We thank you for your comments, and we hope that this clarifies our results! We will update the paper to reflect your suggestions.
## Reviewer ossn
We are grateful to Reviewer ossn for the suggestions and comments. We address specific comments below.
> **Q1) Quantitative and qualitative metrics**
As part of the revision, we have additionally provided direct-to-reverberant ratio (DRR) error and interaural cross-correlation (IACC) coefficients error. The former should reflect how well we model the direct sound, while the latter should reflect binaural spatialization. In addition, we performed a human evaluation where subjects were provided with headphones and asked to perform a two-alternative forced-choice task, where over 82.38% found our NAFs to outperform the AAC-nearest baseline.
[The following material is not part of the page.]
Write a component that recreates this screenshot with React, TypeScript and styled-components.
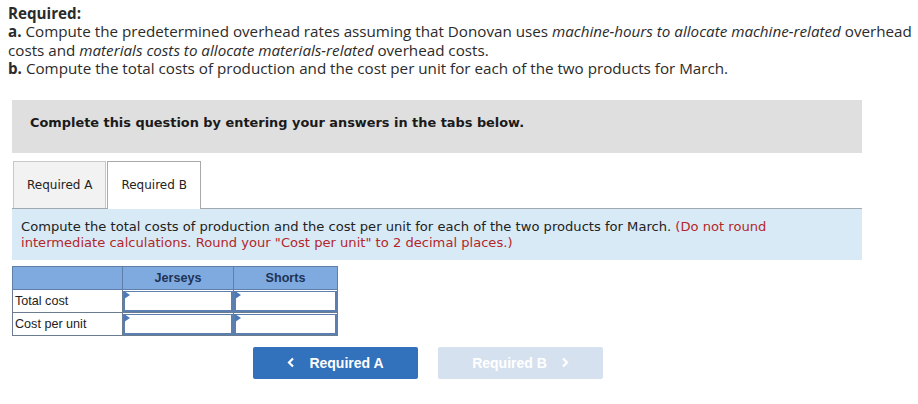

We also provide qualitative samples on our project site: https://sites.google.com/view/nafs-neurips2022
> **Q2) Visualization of the spectrograms**
All our spectrograms are presented with frequency on the vertical axis, and time on the horizontal axis. In Figure 3., (e)-(g) show the spectrogram of a long music sample that has been convolved. We have added axis labels and adjusted the orientation of our figure to improve clarity in the revision.
> **Q3) Societal impact**
Due to space constraints our societal impacts section was put on the last page of our supplemental. We will add a note in our revision to indicate where this section can be found.
To further clarify, the primary use case for our work lies in virtual reality and gaming. As our work can lead to more believable and higher quality representations of spatial audio than alternative methods, it is possible that our work could increase the dependency and time spent on gaming.
Thank you for your comments! We will address your feedback in the revision.